Stephen Hawking recently admitted: “Time travel was once considered scientific heresy. I used to avoid talking about it for fear of being labeled a crank. But these days I’m not so cautious. In fact, I’m more like the people who built Stonehenge. I’m obsessed by time.  If I had a time machine I’d visit Marilyn Monroe in her prime or drop in on Galileo as he turned his telescope to the heavens. Perhaps I’d even travel to the end of the universe to find out how our whole cosmic story ends.”

So if your consciousness is warmed up from our X-Ray Stretches –let’s get your imagination really limber.

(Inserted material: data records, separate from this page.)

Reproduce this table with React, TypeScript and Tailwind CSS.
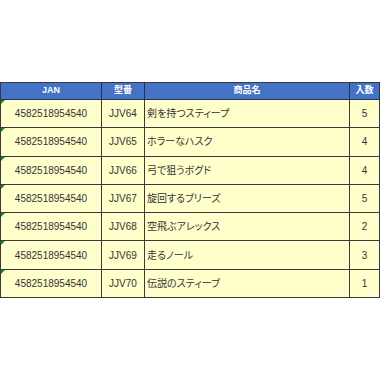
import React from "react";

const rows = [
  ["4582518954540", "JJV64", "剣を持つスティープ", "5"],
  ["4582518954540", "JJV65", "ホラーなハスク", "4"],
  ["4582518954540", "JJV66", "弓で狙うボグド", "4"],
  ["4582518954540", "JJV67", "旋回するブリーズ", "5"],
  ["4582518954540", "JJV68", "空飛ぶアレックス", "2"],
  ["4582518954540", "JJV69", "走るノール", "3"],
  ["4582518954540", "JJV70", "伝説のスティーブ", "1"],
];

const font = "font-['Tahoma','Liberation_Sans','Noto_Sans_CJK_JP',sans-serif]";

export default function App() {
  return (
    <div className="w-[380px] h-[380px] bg-white pt-[82px]">
      <div className={`w-[380px] border-l border-t border-[#3a3a3a] ${font}`}>
        <div className="flex h-[17px] bg-[#4472c4] text-white text-[9px] font-bold">
          <div className="w-[101px] border-r border-b border-[#1f2f55] flex items-center justify-center">JAN</div>
          <div className="w-[43px] border-r border-b border-[#1f2f55] flex items-center justify-center">型番</div>
          <div className="w-[205px] border-r border-b border-[#1f2f55] flex items-center justify-center">商品名</div>
          <div className="w-[30px] border-r border-b border-[#1f2f55] flex items-center justify-center">入数</div>
        </div>
        {rows.map((r, i) => (
          <div key={i} className="flex h-[28.3px] bg-[#ffffcc] text-[10px] text-[#333333]">
            <div className="relative w-[101px] border-r border-b border-[#3a3a3a] flex items-center justify-center">
              <span className="absolute left-0 top-0 w-0 h-0 border-t-[4px] border-r-[4px] border-t-[#1a8a1a] border-r-transparent" />
              {r[0]}
            </div>
            <div className="w-[43px] border-r border-b border-[#3a3a3a] flex items-center justify-center">{r[1]}</div>
            <div className="w-[205px] border-r border-b border-[#3a3a3a] flex items-center pl-[2px] [font-feature-settings:'palt']">{r[2]}</div>
            <div className="w-[30px] border-r border-b border-[#3a3a3a] flex items-center justify-center">{r[3]}</div>
          </div>
        ))}
      </div>
    </div>
  );
}
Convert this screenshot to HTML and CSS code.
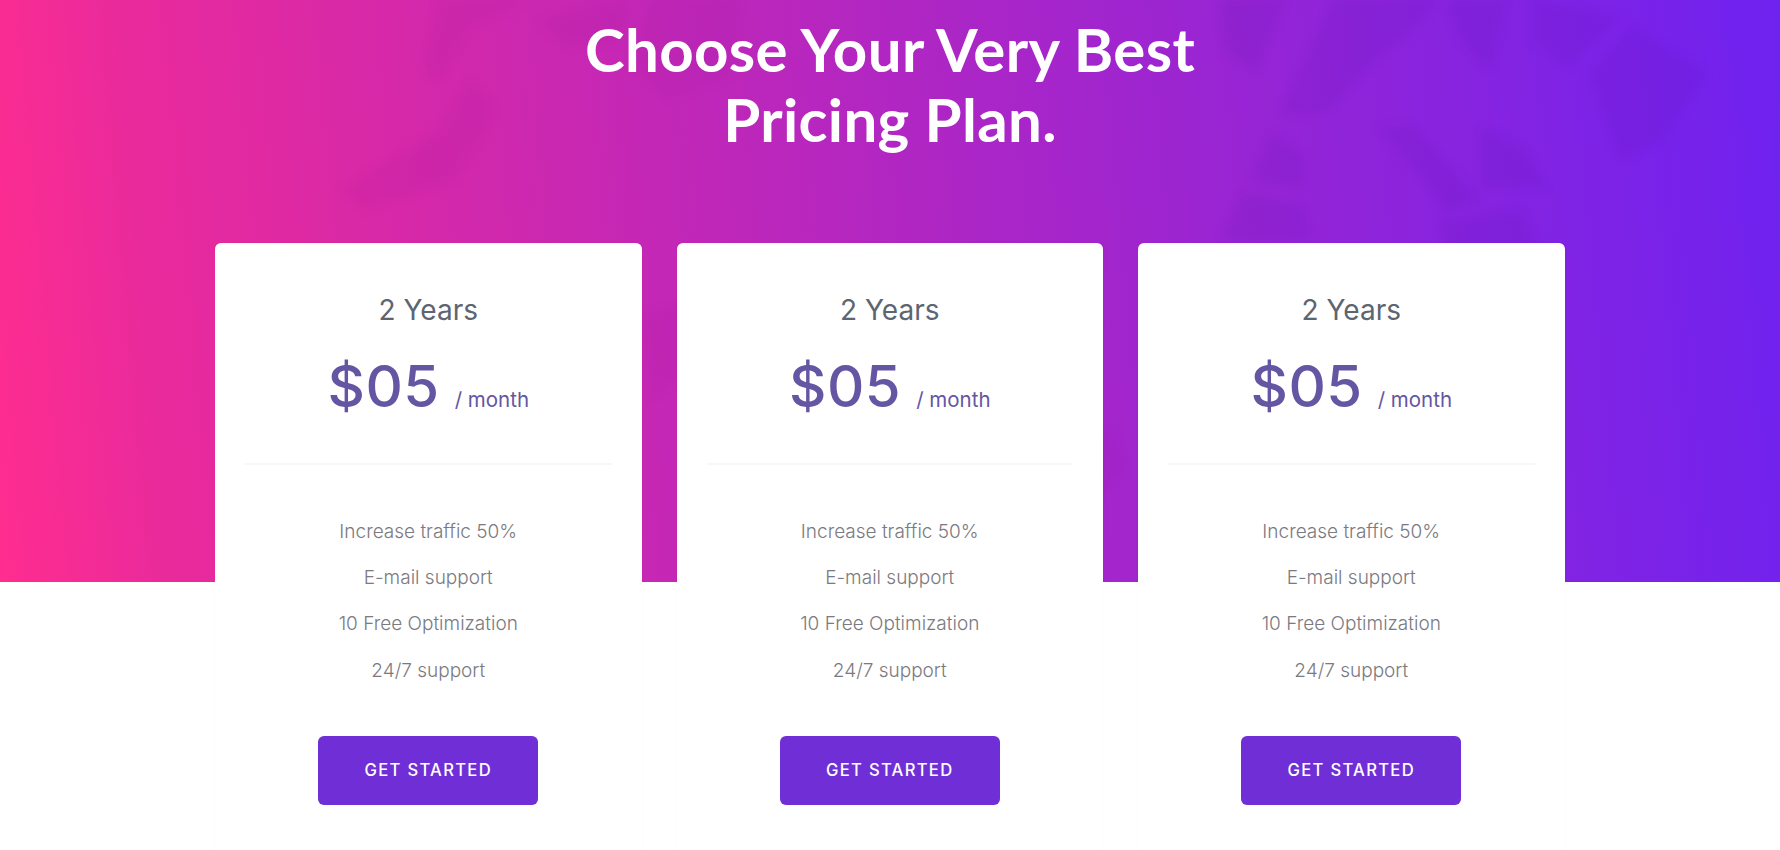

I-STRETCH #2: PRACTICAL TIME TRAVEL

Time is tethered to space. Space is tethered to matter. We will use matter to thread ourselves through time.  HG Wells, author of The Time Machine once said “I want to go ahead of Father Time with a scythe of my own.”  You have your own scythes to clear away the mysteries of tomorrow –or cut a new path into the past. They’re all around you. So let’s start traveling:

  1. Go outside and find a tree at least one foot thick.
  2. Find a spot near that tree where it’s comfortable to stand or sit, whichever you prefer.
  3. Now stare at the tree.
  4. Think about how old the tree is.  Figuring the ring of an average tree equals a 16th of an inch to a year, a tree one foot thick could be close to two hundred years old.
  5. Now as you stare at the tree—run your vision up and down the length of the span, thinking about how it grew from seed to sprout to sapling to branching out to where it towers now. See that growth at time-lapse speed as if it happened overnight. (Apply your x-ray vision you learned last week and you can even see the root system spreading out, underground, like a shadow to its above surface-self.)
  6. Now reverse that growth.  Watch it get younger and smaller. Watch the leaves draw back into buds and the buds into the branches and the branches into themselves and disappear altogether into a shrinking trunk getting younger and younger. That tree is a sapling again and you’ve taken you’re first step two hundred years back in time.
  7. Picture what else is around it. Homes. Meadow. Forest. Farm. It doesn’t matter. Just picture something.  If you want, read up on the history of where you live and apply it to this process.
  8. Think of the people who are alive now, two centuries before you are born.  People you know from history like Thomas Jefferson, Benjamin Franklin or Beethoven.
  9. Look -a group of people are having a picnic not far from the sapling.  Children are running around playing games. The woman are laying out tablecloths. The men are playing instruments. Look at their clothes. Look at their hairstyles.
  10. Listen to the music. Is that a song you know? Or is it something you’ve never heard before?
  11. Now slowly move forward into time. Watch the tree grow. As it grows-see all the lovers through the decades that carved their initials in the bark of that tree. See the kids that climbed that tree. See the endless generations of birds that nested in that tree.
  12. As you see the tree grow back to its full size in your present time, think of the music that played around this tree for all those generations. As you go up the span you can actually hear those folk songs-those gospel songs-those vaudeville songs-those show songs-those pop songs-those jazz songs those rock songs -those hip hop songs.  Stop at any branch and hang around in that time for a while and just listen. You can hear Stephen Foster, Charlie Parker. The Beatles. Dr. Dre.
  13. If you want to go to a specific time-get yourself a coin from that time—1947—74 B.C.—wherever you want to go.  Concentrate on it intensely. Don’t merely look at it. Look into it. See the coin first when it was molten metal poured into its mold.
  14. See your coin bright and shiny all over again. Look hard enough and you can see the first hand it went into or what was bought with it.
  15. Look even further and you see the chain of hands this coin has passed through, like the expanse of a massive bridge, traveling through both time and space and through all the events it has survived until it landed-right into your hands.
  16. Want to go back further? Want to picture saber-tooth tigers and wooly mammoths or even  brontosauruses? No problem. Just pick up a rock…..Now ask yourself—how old is that rock?….
  17. Want to visit the future? OK, look at your tree again. Watch it grow larger and older and spread out taller and broader.
  18. Borrowing a technique from x-ray vision—look at the buildings around that tree and imagine them gone-with new, futuristic buildings twice and three times their size. See those amazing aircraft-they look like hover cars!
  19. Now combine all these techniques and add to that how you experience your own memories:  reliving the sounds, the smells, the actual feelings you remember from every stage of your own life. Now apply that to wherever you choose to time travel whether the past-or the future. And have fun!
  20. Make sure to come back to the same basic time you left from. (Give or take 30 or 60 minutes perhaps.) You don’t want to meet your past or future self and create catastrophic time paradox. Never underestimate the power of your own imagination!

You now have the functional tools for practical time travel.

From now on, when you look at a tree or a coin or even a rock—let alone a clock–you’ll look at it in a different way-and think about what makes up what we call time and space.

There is no limit to what you can do with just a stretch of the imagination.